Por Ricardo Sevilla
El 2 de noviembre de 1906 marcó un hito en la vida de Lev Davídovich Bronstein, mejor conocido como León Trotsky.
Y es que este hombre de talla mediana –media 1.76– que durante cinco años se declaró un apátrida (de 1932 a 1937), fue deportado a Siberia.
Y aunque aquella no era su primera deportación a Siberia, sí fue la que estuvo fraguada para que, a sus 27 años, fuera percibido como el enemigo público número uno del zarismo, aunque, paradójicamente, aquello mismo terminaría sirviéndole para catapultarlo como un genio de la fuga y la tenacidad revolucionaria.
Pero ofrezcamos algunos datos duros y hechos que nos ayudarán a comprender mejor de qué hablamos:
Meses antes, el 16 de diciembre de 1905, el Soviet de Delegados Obreros de San Petersburgo, el primer germen de un poder popular, fue desmantelado.
Trotsky y unos 300 revolucionarios de diversas facciones (mencheviques, socialistas revolucionarios e independientes, con una notable minoría bolchevique) fueron arrestados.
Tras el juicio de septiembre y octubre de 1906, solo catorce acusados fueron seleccionados para recibir la pena más severa: la pérdida de derechos civiles y la deportación de por vida a Siberia, bajo vigilancia.
Trotsky encabezaba la lista. El destino no era otro que Obdorsk, una remota y gélida colonia penal en el Círculo Polar Ártico, a 1,600 km de la estación de tren más cercana.
La intención de las fuerzas zaristas era clara: asegurar su desaparición política.
El viaje fue una odisea de 52 soldados de escolta y refuerzos constantes, un testimonio del gran temor que el zarismo sentía ante la figura de Trotsky.
El exilio forzoso –que era una táctica común del zarismo (el “sistema Gulag” avant la lettre)– cumplía el propósito de aislar a los disidentes.

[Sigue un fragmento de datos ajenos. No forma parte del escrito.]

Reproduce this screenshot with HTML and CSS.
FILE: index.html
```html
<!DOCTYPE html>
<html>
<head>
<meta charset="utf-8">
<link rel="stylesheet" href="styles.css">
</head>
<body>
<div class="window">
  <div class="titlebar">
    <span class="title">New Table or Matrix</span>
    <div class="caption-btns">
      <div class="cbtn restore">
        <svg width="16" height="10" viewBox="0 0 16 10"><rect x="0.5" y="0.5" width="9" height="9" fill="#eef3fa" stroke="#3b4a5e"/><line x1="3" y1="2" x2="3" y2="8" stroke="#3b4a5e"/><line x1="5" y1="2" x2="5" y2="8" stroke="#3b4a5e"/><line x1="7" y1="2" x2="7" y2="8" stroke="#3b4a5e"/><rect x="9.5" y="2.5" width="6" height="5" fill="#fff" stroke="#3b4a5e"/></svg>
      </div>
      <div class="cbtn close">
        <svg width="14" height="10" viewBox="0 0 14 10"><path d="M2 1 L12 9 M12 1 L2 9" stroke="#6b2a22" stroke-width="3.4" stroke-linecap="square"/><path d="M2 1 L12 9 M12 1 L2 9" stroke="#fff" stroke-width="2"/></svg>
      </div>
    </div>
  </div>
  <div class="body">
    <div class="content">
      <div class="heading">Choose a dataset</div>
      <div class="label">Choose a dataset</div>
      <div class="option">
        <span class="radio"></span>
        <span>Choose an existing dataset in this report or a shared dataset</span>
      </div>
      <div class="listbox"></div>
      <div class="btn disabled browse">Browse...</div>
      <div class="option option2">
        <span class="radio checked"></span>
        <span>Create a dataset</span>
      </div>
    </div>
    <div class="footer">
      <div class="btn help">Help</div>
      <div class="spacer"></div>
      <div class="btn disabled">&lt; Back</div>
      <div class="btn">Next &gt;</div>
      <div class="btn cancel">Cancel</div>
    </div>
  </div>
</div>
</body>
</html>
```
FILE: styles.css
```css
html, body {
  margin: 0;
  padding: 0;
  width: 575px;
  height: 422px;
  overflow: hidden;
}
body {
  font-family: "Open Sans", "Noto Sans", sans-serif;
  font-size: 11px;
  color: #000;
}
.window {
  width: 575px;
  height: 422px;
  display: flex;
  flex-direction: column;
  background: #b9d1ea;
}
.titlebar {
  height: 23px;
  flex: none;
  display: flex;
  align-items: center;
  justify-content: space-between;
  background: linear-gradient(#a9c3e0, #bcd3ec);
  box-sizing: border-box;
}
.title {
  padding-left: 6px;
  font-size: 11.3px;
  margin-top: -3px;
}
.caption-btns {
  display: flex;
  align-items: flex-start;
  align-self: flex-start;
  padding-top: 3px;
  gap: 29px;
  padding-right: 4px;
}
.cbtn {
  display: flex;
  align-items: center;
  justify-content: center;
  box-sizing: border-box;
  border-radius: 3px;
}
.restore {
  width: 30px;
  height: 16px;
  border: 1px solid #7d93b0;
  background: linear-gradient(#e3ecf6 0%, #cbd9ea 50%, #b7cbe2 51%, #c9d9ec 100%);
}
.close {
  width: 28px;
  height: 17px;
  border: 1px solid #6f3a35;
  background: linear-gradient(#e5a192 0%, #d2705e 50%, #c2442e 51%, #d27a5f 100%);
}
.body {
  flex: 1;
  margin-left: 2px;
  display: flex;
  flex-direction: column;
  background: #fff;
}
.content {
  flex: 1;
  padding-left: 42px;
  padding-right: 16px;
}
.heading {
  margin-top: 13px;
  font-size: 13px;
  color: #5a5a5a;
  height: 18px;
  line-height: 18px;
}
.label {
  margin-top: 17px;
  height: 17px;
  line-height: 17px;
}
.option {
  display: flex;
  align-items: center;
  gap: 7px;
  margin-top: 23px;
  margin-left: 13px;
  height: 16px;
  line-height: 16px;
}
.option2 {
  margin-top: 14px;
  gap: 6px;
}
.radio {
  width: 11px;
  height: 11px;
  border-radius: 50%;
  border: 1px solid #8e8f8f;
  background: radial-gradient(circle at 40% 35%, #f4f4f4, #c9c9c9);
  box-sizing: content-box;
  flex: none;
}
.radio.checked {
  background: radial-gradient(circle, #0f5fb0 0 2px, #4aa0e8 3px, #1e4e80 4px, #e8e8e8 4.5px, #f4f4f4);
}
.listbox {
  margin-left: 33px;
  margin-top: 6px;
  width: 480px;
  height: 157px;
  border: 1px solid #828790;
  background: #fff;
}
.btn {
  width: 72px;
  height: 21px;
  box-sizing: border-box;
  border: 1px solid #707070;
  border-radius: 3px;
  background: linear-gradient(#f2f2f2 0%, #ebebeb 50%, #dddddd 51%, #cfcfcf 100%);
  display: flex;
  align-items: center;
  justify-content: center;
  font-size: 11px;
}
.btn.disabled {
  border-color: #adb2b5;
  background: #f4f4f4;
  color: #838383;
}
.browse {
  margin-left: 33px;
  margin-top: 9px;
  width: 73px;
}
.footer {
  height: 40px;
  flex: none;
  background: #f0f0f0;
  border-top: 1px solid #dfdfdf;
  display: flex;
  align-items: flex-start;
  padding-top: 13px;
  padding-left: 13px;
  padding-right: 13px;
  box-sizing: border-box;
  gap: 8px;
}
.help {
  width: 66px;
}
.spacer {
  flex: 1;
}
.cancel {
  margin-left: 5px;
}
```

Sin embargo, en la práctica y sin proponérselo, terminó forjando la identidad colectiva y el capital social de los líderes revolucionarios.
Como bien se sabe, el muy riesgoso viaje de huida tuvo un feliz desenlace: Lev Davídovichllegó por fin a buen puerto, reencontrándose con Natalia y su pequeño hijo Lev, para salir en familia a un exilio que se prolongó durante diez años.

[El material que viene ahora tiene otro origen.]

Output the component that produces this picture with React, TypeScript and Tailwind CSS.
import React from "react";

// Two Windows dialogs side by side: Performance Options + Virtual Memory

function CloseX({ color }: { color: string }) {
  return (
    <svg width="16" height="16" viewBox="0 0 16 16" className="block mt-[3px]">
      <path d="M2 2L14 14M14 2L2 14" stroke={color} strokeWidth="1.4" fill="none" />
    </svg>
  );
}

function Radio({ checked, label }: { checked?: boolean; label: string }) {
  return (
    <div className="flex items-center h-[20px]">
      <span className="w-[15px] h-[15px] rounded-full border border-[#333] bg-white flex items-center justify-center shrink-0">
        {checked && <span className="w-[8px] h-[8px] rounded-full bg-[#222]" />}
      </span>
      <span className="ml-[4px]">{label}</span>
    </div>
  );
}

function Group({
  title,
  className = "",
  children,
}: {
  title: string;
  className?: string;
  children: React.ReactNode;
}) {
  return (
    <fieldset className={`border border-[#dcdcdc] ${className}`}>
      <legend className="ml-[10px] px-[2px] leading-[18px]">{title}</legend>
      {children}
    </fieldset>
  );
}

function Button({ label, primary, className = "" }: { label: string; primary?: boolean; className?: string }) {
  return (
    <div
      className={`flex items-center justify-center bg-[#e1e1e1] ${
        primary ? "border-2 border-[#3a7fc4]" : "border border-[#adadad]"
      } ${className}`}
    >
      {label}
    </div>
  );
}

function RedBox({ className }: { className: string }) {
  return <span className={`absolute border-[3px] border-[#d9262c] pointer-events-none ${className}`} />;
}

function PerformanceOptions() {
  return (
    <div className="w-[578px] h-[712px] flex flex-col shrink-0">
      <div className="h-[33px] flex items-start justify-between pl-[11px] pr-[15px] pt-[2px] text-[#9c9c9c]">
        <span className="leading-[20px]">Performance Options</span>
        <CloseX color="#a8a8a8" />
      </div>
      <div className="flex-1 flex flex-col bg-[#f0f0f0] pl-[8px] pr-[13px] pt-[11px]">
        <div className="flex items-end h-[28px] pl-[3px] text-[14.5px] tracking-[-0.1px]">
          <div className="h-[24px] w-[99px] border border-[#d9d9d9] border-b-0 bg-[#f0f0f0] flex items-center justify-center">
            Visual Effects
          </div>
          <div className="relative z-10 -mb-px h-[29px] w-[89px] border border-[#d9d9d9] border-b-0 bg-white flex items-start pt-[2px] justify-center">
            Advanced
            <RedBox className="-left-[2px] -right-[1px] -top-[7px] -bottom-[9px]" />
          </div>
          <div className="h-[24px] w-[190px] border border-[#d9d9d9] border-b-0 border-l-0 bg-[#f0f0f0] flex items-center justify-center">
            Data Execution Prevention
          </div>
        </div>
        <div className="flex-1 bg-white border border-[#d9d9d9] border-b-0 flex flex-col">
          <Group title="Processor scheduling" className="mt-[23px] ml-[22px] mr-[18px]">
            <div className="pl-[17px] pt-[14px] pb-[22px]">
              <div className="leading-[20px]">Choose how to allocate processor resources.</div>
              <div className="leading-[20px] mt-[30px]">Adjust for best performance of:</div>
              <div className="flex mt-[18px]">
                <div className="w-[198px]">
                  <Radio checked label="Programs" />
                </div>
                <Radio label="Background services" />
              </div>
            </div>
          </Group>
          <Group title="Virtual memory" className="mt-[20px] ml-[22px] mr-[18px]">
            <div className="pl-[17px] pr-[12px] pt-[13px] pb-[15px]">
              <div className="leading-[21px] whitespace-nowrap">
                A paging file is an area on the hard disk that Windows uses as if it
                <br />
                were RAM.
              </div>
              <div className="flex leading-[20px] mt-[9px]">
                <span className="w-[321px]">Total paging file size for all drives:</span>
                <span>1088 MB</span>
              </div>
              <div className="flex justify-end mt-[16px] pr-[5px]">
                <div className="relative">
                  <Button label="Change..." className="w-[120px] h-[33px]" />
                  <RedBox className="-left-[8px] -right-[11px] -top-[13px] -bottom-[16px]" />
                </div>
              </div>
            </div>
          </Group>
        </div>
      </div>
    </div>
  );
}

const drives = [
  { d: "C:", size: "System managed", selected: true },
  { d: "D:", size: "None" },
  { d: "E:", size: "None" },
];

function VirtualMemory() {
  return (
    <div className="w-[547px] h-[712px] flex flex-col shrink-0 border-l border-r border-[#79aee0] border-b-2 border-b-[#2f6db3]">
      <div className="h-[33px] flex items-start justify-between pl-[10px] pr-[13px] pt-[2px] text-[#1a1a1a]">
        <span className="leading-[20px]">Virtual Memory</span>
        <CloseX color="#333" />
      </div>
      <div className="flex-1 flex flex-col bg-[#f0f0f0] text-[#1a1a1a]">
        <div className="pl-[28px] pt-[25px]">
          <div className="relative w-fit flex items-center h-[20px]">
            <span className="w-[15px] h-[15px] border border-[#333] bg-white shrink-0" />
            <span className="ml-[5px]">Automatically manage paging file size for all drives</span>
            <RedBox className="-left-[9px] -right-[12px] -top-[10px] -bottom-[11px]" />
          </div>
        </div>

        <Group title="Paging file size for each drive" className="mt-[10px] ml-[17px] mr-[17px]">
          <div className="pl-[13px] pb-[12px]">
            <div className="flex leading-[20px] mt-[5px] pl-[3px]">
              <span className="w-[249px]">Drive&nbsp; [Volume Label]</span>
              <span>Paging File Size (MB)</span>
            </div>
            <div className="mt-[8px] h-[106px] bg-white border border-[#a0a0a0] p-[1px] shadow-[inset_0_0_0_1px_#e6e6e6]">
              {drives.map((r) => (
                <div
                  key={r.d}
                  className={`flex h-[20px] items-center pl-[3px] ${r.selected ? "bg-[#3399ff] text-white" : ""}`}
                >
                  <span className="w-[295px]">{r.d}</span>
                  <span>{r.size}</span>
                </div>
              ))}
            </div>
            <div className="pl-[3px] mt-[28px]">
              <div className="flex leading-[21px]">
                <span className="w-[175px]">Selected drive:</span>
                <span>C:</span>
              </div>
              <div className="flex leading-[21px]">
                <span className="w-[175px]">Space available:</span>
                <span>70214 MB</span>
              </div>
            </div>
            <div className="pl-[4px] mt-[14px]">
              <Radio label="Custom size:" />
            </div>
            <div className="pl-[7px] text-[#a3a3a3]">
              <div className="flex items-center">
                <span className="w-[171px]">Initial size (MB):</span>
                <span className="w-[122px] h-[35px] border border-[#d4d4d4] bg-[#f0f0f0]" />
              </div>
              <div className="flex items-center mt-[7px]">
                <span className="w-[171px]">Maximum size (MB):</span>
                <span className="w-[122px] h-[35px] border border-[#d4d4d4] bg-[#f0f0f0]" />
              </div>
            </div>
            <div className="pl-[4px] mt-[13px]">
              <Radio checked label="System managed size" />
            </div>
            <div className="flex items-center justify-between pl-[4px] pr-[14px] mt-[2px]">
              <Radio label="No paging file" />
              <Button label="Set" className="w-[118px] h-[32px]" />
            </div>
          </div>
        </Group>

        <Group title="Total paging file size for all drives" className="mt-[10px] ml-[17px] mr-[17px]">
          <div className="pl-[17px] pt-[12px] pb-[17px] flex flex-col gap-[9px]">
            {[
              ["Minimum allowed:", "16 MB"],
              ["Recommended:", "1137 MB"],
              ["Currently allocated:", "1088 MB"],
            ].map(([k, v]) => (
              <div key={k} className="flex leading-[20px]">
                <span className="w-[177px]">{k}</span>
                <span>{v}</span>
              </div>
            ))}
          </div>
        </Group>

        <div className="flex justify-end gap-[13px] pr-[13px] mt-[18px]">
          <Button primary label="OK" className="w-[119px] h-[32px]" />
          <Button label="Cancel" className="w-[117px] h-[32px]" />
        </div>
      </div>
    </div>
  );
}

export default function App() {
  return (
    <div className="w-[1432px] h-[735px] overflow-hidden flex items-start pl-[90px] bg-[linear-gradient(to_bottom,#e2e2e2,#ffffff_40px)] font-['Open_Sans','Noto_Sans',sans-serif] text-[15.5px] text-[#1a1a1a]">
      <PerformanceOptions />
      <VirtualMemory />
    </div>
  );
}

Ahora bien, lo cierto es que Trotsky consideraba que había debido su buena fortuna en ese viaje de escape, no a los humanos, sino a seres que él calificó de “extraordinarios”: los renos.
Y es que estos animales fueron los que, en situación de cautiverio y sin ser consultados, tiraban incansablemente del trineo, y entregaban su vida para proveer de pieles a los viajeros del frío para que se protegieran del frío, y de carne para que se alimentaran durante el trayecto.

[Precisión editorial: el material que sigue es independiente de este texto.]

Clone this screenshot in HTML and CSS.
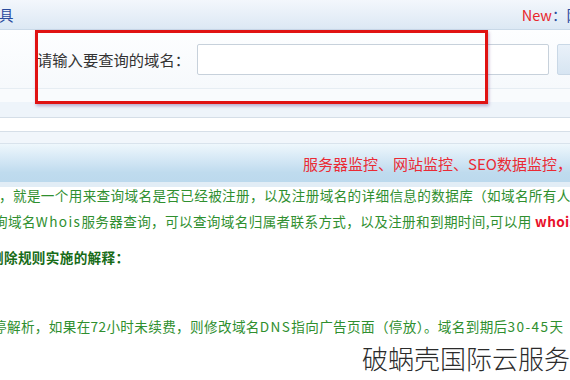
FILE: index.html
```html
<!DOCTYPE html>
<html lang="zh-CN">
<head>
<meta charset="utf-8">
<title>域名查询</title>
<link rel="stylesheet" href="styles.css">
</head>
<body>
<div class="page">
  <div class="topbar">
    <span class="tool">具</span>
    <span class="news"><span class="new">New</span><span class="colon">：</span><span class="more">网</span></span>
  </div>
  <div class="form-row">
    <label class="label" for="domain">请输入要查询的域名：</label>
    <input class="input" id="domain" type="text">
    <span class="btn"></span>
  </div>
  <div class="stripe s1"></div>
  <div class="stripe s2"></div>
  <div class="stripe s3"></div>
  <div class="stripe s4"></div>
  <div class="banner"><span class="banner-text">服务器监控、网站监控、SEO数据监控，网站安全</span></div>
  <div class="banner-foot"></div>
  <div class="content">
    <div class="line l1">，就是一个用来查询域名是否已经被注册，以及注册域名的详细信息的数据库（如域名所有人、注册商）</div>
    <div class="line l2">询域名<span class="lat">Whois</span>服务器查询，可以查询域名归属者联系方式，以及注册和到期时间,可以用 <b class="red">whois</b></div>
    <div class="line l3 strong">删除规则实施的解释：</div>
    <div class="line l4">停解析，如果在72小时未续费，则修改域名<span class="lat">DNS</span>指向广告页面（停放）。域名到期后<span class="lat">30-45</span>天</div>
  </div>
  <div class="watermark">破蜗壳国际云服务</div>
</div>
</body>
</html>
```
FILE: styles.css
```css
html, body {
  margin: 0;
  padding: 0;
  background: #ffffff;
}
.page {
  position: relative;
  width: 570px;
  height: 380px;
  overflow: hidden;
  font-family: "Noto Sans CJK SC", "Noto Sans", sans-serif;
}
.topbar {
  height: 29px;
  border-bottom: 1px solid #c9d9e8;
  background: linear-gradient(#f3f7fc, #dce8f4);
  display: flex;
  align-items: center;
  justify-content: space-between;
  white-space: nowrap;
}
.tool {
  color: #2a4c9e;
  font-size: 14.5px;
  margin-left: -1px;
}
.news {
  font-size: 14.5px;
  margin-right: -11px;
}
.new { color: #e8262c; }
.colon { color: #2a4c9e; }
.more { color: #2a4c9e; }

.form-row {
  height: 58px;
  background: linear-gradient(#fdfeff, #f6f9fc);
  border-bottom: 1px solid #e6edf3;
  display: flex;
  align-items: center;
  padding-left: 37px;
  white-space: nowrap;
}
.form-row > * { flex-shrink: 0; }
.label {
  color: #333333;
  font-size: 15.3px;
}
.input {
  margin: 0 0 0 7px;
  box-sizing: border-box;
  width: 352px;
  height: 31px;
  border: 1px solid #c7d1db;
  border-radius: 2px;
  background: #ffffff;
  padding: 0 4px;
}
.btn {
  margin-left: 8px;
  width: 40px;
  height: 31px;
  box-sizing: border-box;
  border: 1px solid #c9d8e6;
  border-radius: 2px;
  background: linear-gradient(#e9f1f9, #d7e5f2);
}
.stripe { box-sizing: border-box; }
.s1 { height: 13px; background: #f9fbfd; }
.s2 { height: 16px; background: #eef4fa; border-bottom: 1px solid #d5dee7; }
.s3 { height: 14px; background: #ffffff; border-bottom: 1px solid #d6dfe8; }
.s4 { height: 12px; background: #f1f6fb; border-bottom: 1px solid #d9e3ec; }
.banner {
  height: 38px;
  background: linear-gradient(#eef7fc 0%, #d5e8f5 40%, #bfdbee 75%, #bcd9ed 100%);
  display: flex;
  align-items: center;
  padding-left: 303px;
  white-space: nowrap;
  overflow: hidden;
}
.banner-text {
  color: #ea2a34;
  font-size: 15px;
}
.banner-foot {
  height: 5px;
  background: #e2edf6;
}
.content {
  margin-top: -5px;
  color: #2f8f2f;
  font-size: 13.6px;
  letter-spacing: 0.35px;
}
.line {
  white-space: nowrap;
  height: 26px;
  line-height: 26px;
}
.l1 { margin-left: -1px; }
.l2 { margin-left: -6px; }
.l3 { margin-left: -10px; margin-top: 10px; }
.l4 { margin-left: -7px; margin-top: 43px; }
.lat { letter-spacing: 1.4px; }
.strong {
  font-weight: 700;
  color: #176b17;
}
.red {
  color: #e8102a;
  font-weight: 700;
}
.watermark {
  position: absolute;
  right: 0;
  bottom: 6px;
  font-size: 26px;
  font-weight: 300;
  color: #2b2b2b;
  white-space: nowrap;
  line-height: 32px;
}
.page::after {
  content: "";
  position: absolute;
  left: 35px;
  top: 30px;
  width: 453px;
  height: 74px;
  box-sizing: border-box;
  border: 3px solid #e01212;
  box-shadow: 1px 2px 3px rgba(90, 40, 120, 0.35);
}
```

Pero ninguno de estos hechos y episodios les interesó a los autores del (pésimo) documental que, en 2017, hizo Netflix sobre Trotsky.
Este bodrio, que se narra a través de flashbacks, está preñado de mentiras, tergiversaciones e inexactitudes históricas.
La serie intenta que el público descuidado se trague el cuento de que Trotsky fue un líder cruel y megalómano que orquestó la Revolución de Octubre, recurriendo a muchos de los estereotipos antisemitas utilizados por el movimiento blanco anticomunista durante la Guerra Civil Rusa.
¡Una auténtica dosis de ideología anticomunista y antirevolucionaria.
Y no es gratuito.
Konstantin Ernst, el productor de esta serie, es director ejecutivo de Canal Uno Rusia, y el encargado de denostar a Trotsky por órdenes de Putin (que, por cierto, siempre ha despreciado a Lev).
Su deleznable objetivo –y el de Netflix– era promover y difundir esta narrativa, globalizándola y comercializándola, utilizando la influencia de ese medio –¿de desinformación?– para legitimar una versión histórica sesgada.
Lo cierto es que hoy, el público ya no se traga esta clase de productos chatarra y sabe perfectamente que Lev Davídovich Bronstein fue uno de los pocos a quienes no les tembló la voz al criticar la hipocresía de los líderes viles y corruptos. “Que Stalin alcanzase su posición fue la suprema expresión de la mediocridad del aparato”, dijo alguna vez León Trotsky.